Antigo também é o acerto entre bandidos e polícia. “Lampião negociava rifles, revólveres e munição com os próprios soldados”. Não só os vencimentos dos homens da lei eram baixos – justificativa utilizada até hoje- como o dinheiro do governo lhes chegava através de um oficial que, distraidamente, ficava com uma parte. Os policiais também informavam a Lampião nomes de quem o havia traído. Em Alagoas, o tenente Bezerra, grande amigo pessoal, desempenhava também o papel de fornecedor de armas e munições, sempre as melhores.
E, claro, Virgulino manobrou sempre com especial atenção suas relações com os poderosos, prefeitos, coronéis, deputados.
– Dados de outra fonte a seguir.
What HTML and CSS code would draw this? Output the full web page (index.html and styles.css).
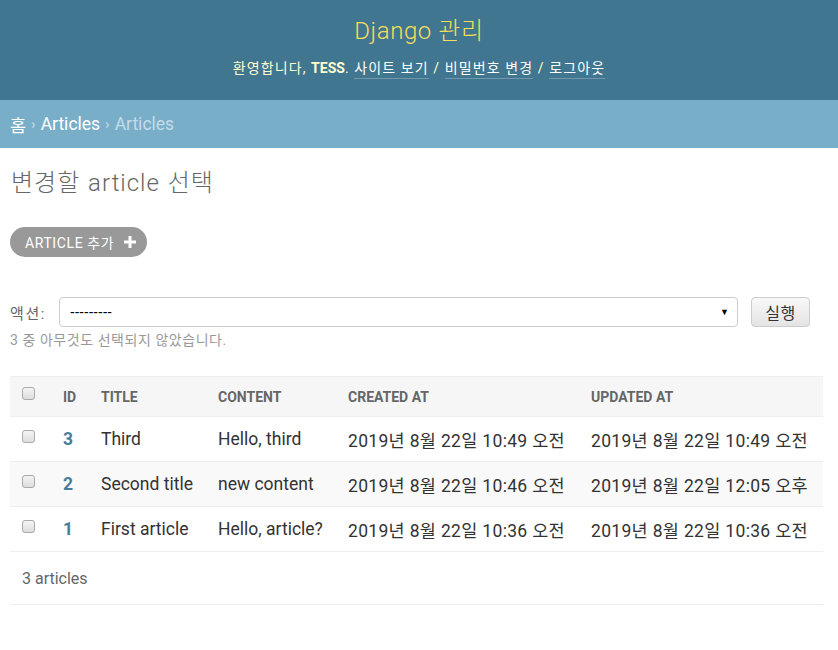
FILE: index.html
```html
<!DOCTYPE html>
<html lang="ko">
<head>
<meta charset="utf-8">
<title>Django 관리</title>
<link rel="stylesheet" href="styles.css">
</head>
<body>
<header class="header">
  <h1 class="brand">Django 관리</h1>
  <div class="user-tools">환영합니다, <strong>TESS</strong>. <a href="#">사이트 보기</a> / <a href="#">비밀번호 변경</a> / <a href="#">로그아웃</a></div>
</header>
<nav class="breadcrumbs"><a href="#">홈</a><span class="sep">›</span><a href="#">Articles</a><span class="sep">›</span><span class="current">Articles</span></nav>
<main class="content">
  <h1 class="page-title">변경할 article 선택</h1>
  <div class="tools"><a class="addlink" href="#">ARTICLE 추가 <svg class="plus" width="12" height="12" viewBox="0 0 12 12"><rect x="4.5" y="0" width="3" height="12" fill="#fff"/><rect x="0" y="4.5" width="12" height="3" fill="#fff"/></svg></a></div>
  <div class="actions">
    <label class="action-label">액션:</label>
    <div class="select"><span>---------</span><span class="arrow">▼</span></div>
    <button class="go">실행</button>
  </div>
  <div class="counter">3 중 아무것도 선택되지 않았습니다.</div>
  <table class="result">
    <colgroup><col class="c1"><col class="c2"><col class="c3"><col class="c4"><col class="c5"><col class="c6"></colgroup>
    <thead>
      <tr><th><span class="cb"></span></th><th>ID</th><th>TITLE</th><th>CONTENT</th><th>CREATED AT</th><th>UPDATED AT</th></tr>
    </thead>
    <tbody>
      <tr><td><span class="cb"></span></td><td><a class="id" href="#">3</a></td><td>Third</td><td>Hello, third</td><td class="dt">2019년 8월 22일 10:49 오전</td><td class="dt">2019년 8월 22일 10:49 오전</td></tr>
      <tr class="alt"><td><span class="cb"></span></td><td><a class="id" href="#">2</a></td><td>Second title</td><td>new content</td><td class="dt">2019년 8월 22일 10:46 오전</td><td class="dt">2019년 8월 22일 12:05 오후</td></tr>
      <tr><td><span class="cb"></span></td><td><a class="id" href="#">1</a></td><td>First article</td><td>Hello, article?</td><td class="dt">2019년 8월 22일 10:36 오전</td><td class="dt">2019년 8월 22일 10:36 오전</td></tr>
    </tbody>
  </table>
  <p class="paginator">3 articles</p>
</main>
</body>
</html>
```

FILE: styles.css
```css
* { box-sizing: border-box; }
body {
  margin: 0;
  font-family: Roboto, "Noto Sans CJK KR", "Liberation Sans", sans-serif;
  color: #333;
  background: #fff;
}
a { text-decoration: none; }
.header {
  background: #417690;
  height: 100px;
  display: flex;
  flex-direction: column;
  align-items: center;
  padding-top: 14px;
}
.brand {
  margin: 0;
  font-size: 24px;
  font-weight: 300;
  line-height: 34px;
  letter-spacing: 0.6px;
  color: #f5dd5d;
}
.user-tools {
  margin-top: 8px;
  font-size: 14px;
  line-height: 24px;
  letter-spacing: 1.1px;
  color: #ffc;
}
.user-tools strong { font-weight: 700; letter-spacing: 0; }
.user-tools a {
  color: #fff;
  padding-bottom: 2px;
  border-bottom: 1px solid rgba(255,255,255,0.25);
}
.breadcrumbs {
  background: #79aec8;
  height: 48px;
  padding: 0 10px;
  display: flex;
  align-items: center;
  gap: 5px;
  font-size: 17.5px;
  color: #c4dce8;
}
.breadcrumbs a { color: #fff; }
.breadcrumbs .sep { font-size: 15px; }
.breadcrumbs .current { color: #c4dce8; }
.content { padding: 20px 15px 0 10px; }
.page-title {
  margin: 0;
  font-size: 24px;
  font-weight: 300;
  line-height: 30px;
  letter-spacing: 1px;
  word-spacing: 1px;
  color: #666;
  padding-left: 1px;
}
.tools { margin-top: 29px; display: flex; }
.addlink {
  display: flex;
  align-items: center;
  gap: 10px;
  height: 30px;
  padding: 0 11px 0 15px;
  border-radius: 15px;
  background: #999;
  color: #fff;
  font-size: 14px;
  font-weight: 400;
  letter-spacing: 0.6px;
}
.plus { display: block; }
.actions {
  margin-top: 40px;
  display: flex;
  align-items: center;
}
.action-label { font-size: 15px; color: #666; width: 49px; letter-spacing: 1.6px; }
.select {
  width: 679px;
  height: 30px;
  border: 1px solid #ccc;
  border-radius: 4px;
  display: flex;
  align-items: center;
  justify-content: space-between;
  padding: 0 8px 0 10px;
  font-family: "Liberation Sans", sans-serif;
  font-size: 14px;
  color: #000;
}
.arrow { font-size: 9px; }
.go {
  margin-left: 13px;
  width: 59px;
  height: 30px;
  border: 1px solid #ccc;
  border-radius: 4px;
  background: linear-gradient(#f8f8f8, #e4e4e4);
  font-family: inherit;
  font-size: 16px;
  letter-spacing: 0.6px;
  color: #333;
  padding: 0;
}
.counter {
  margin-top: 5px;
  font-size: 14px;
  line-height: 17px;
  letter-spacing: 0.55px;
  color: #999;
}
.result {
  margin-top: 27px;
  width: 813px;
  table-layout: fixed;
  border-collapse: collapse;
}
.c1 { width: 41px; }
.c2 { width: 38px; }
.c3 { width: 117px; }
.c4 { width: 130px; }
.c5 { width: 243px; }
.c6 { width: 244px; }
.result th, .result td {
  text-align: left;
  padding: 0 0 0 12px;
  white-space: nowrap;
}
.result thead th {
  height: 40px;
  background: #f6f6f6;
  border-top: 1px solid #eee;
  border-bottom: 1px solid #eee;
  font-size: 14px;
  font-weight: 700;
  color: #666;
}
.result td {
  height: 45px;
  border-bottom: 1px solid #eee;
  font-size: 17.5px;
  color: #333;
}
.result td.dt { letter-spacing: 0.32px; }
.result tr.alt td { background: #f9f9f9; }
.id { color: #447e9b; font-weight: 700; }
.cb {
  display: inline-block;
  width: 13px;
  height: 13px;
  border: 1px solid #aaa;
  border-radius: 3px;
  background: linear-gradient(#f4f4f4, #ddd);
  vertical-align: -1px;
  position: relative;
  top: -3px;
}
.paginator {
  margin: 0;
  height: 53px;
  display: flex;
  align-items: center;
  padding-left: 12px;
  border-bottom: 1px solid #eee;
  width: 813px;
  font-size: 16px;
  color: #666;
}
```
Quando Padre Cícero convocou Lampião para juntar-se ao Batalhão Patriótico- nome grandioso para uma milícia de jagunços e cangaceiros- no combate à coluna Prestes, prometeu-lhe uniforme do exército, armas e a patente de capitão. O acerto não tendo dado certo porque Prestes já saíra do Ceará, o padre chamou um funcionário público e fez um documento fictício garantindo a patente.
Do mesmo modo, após a chacina de Angico, os oficiais colheram no acampamento joias, dinheiro, e duas caixas de cartas trocadas entre Lampião, coronéis e políticos influentes do Nordeste. Ninguém sabe o montante do dinheiro encontrado, mas os documentos comprometedores foram entregues aos interessados, que por eles desembolsaram alta quantia.
Tudo aquilo de que nos envergonhamos corre nas veias do país desde sempre. E enquanto louvarmos o “jeitinho brasileiro” será difícil erradicá-lo.